- Directed by: S. Hari Uthraa
- Produced by: Sushil Kumar Jain
- Starring: Prateek Akshatha Sreedhar Madhu Soodhanan Mime Gopi Sai Dheena Imman Annachi Appukutty Ramachandran Durairaj
- Cinematography: Thalapathy Rathinam
- Edited by: Meenatchy Sundar
- Music by: Harish—Satish
- Production companies: Shree Bhuwal Movie Productions I Creations
- Release date: 22 September 2017;
- Country: India
- Language: Tamil

= Theru Naaigal =

Theru Naaigal ( Street dogs) is a 2017 Indian Tamil-language action drama film written and directed by S. Hari Uthraa. The film stars Pratheek and Akshatha Sreedhar, with an ensemble cast of actors including Madhu Soodhanan, Mime Gopi, Sai Dheena, Appukutty, Imman Annachi, Pavel Navageethan, and Ramachandran Durairaj in pivotal roles. The film began production during mid-2016 and was released on 22 September 2017 to mixed reviews from critics.

==Production==
Hari Uthraa scripted the film and based the key plot points around corporate interventions and issues that farmers face due to it. He revealed that it was initially difficult to find a producer due to the controversial subject, before I Creations agreed to finance the film. The film passed the certification board with a U certificate.

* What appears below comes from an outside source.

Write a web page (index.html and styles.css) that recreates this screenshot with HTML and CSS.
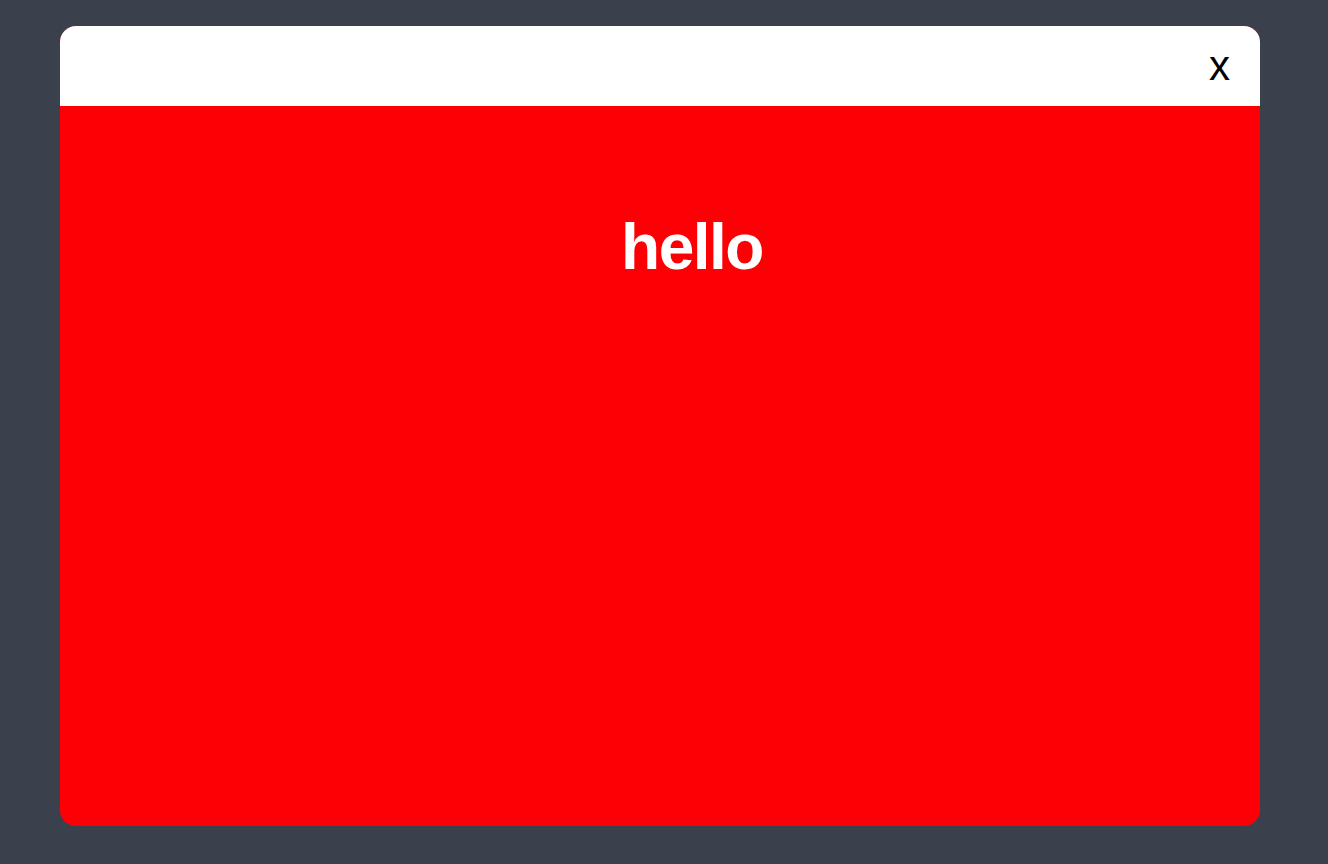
FILE: index.html
```html
<!DOCTYPE html>
<html>
<head>
<meta charset="utf-8">
<link rel="stylesheet" href="styles.css">
</head>
<body>
<div class="overlay">
  <div class="modal">
    <div class="modal-header">
      <button class="close">x</button>
    </div>
    <div class="modal-body">
      <h1 class="title">hello</h1>
    </div>
  </div>
</div>
</body>
</html>
```
FILE: styles.css
```css
html, body {
  margin: 0;
  padding: 0;
  height: 100%;
}
body {
  background: #3b414c;
  font-family: "Liberation Sans", Arial, sans-serif;
}
.overlay {
  display: flex;
  justify-content: flex-start;
  padding-top: 26px;
  padding-left: 60px;
}
.modal {
  width: 1200px;
  height: 800px;
  border-radius: 16px;
  overflow: hidden;
  display: flex;
  flex-direction: column;
  background: #fd0006;
}
.modal-header {
  height: 80px;
  background: #ffffff;
  display: flex;
  justify-content: flex-end;
  align-items: center;
  padding-right: 30px;
}
.close {
  background: none;
  border: none;
  padding: 0;
  margin-top: 0;
  font-family: "Liberation Sans", Arial, sans-serif;
  font-size: 42px;
  line-height: 1;
  color: #000;
  cursor: pointer;
}
.modal-body {
  flex: 1;
  display: flex;
  justify-content: center;
  align-items: flex-start;
  padding-top: 105px;
  padding-left: 64px;
}
.title {
  margin: 0;
  color: #fff;
  font-size: 64px;
  font-weight: bold;
  letter-spacing: -1.5px;
  line-height: 1.15;
}
```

About the process, Hari noted that the board were initially sceptical about the content and thought it was against the government, as it takes on the issues of methane extraction, but were later satisfied.

==Soundtrack==

The film's music was composed by duo Harish & Satish, while the audio rights of the film was acquired by Music 247. The album released on 28 July 2017 and featured four songs.

Track list
| No. | Title | Lyrics | Singer(s) | Length |
|---|---|---|---|---|
| 1. | "Meesaiya Muruki" | GKB | Hide Karthik | 3:44 |
| 2. | "Netrikannai Thirandhidu" | Ma-Sha | Harish | 2:15 |
| 3. | "Kaatukula Sikirichu" | Lalithanand | Mahalingam | 4:21 |
| 4. | "Kangal Kathai Pesutho" | Muthamil | Vaikom Vijayalakshmi | 4:18 |
| 5. | "Theru Naaigal" | — | — | 2:45 |
| 6. | "Dark Night" | — | — | 1:55 |

==Release==
Theru Naaigal had a theatrical release across Tamil Nadu alongside eight other films, which became the most crowded release date of 2017 in Chennai. The film opened on 22 September 2017 to mixed reviews, with the critic from The Times of India stating the film "manages to be a minor success". The critic added that "the use of fractured timelines is what makes Theru Naaigal different from the umpteen ones we have seen till date" and "this approach keeps us guessing about what is at play and what is at stake, and the film remains engaging for the most parts". However, the critic stated "what stops the film from being truly good is the flashback portion that is a bit too long and digresses a little to include a romantic track, which seems to have been added on as a compromise". Rakesh Mehar of NewsMinute.com stated "Theru Naaigal tries for gritty realism, but ends up delivering a single-tone film that drags beyond its actual runtime", adding "not that Theru Naaigal doesn't have the ingredients for a good film", "it is moderately engaging but fails to engage fully because it overplays its hand — and with a subtler touch and a little restraint, it could make for great viewing".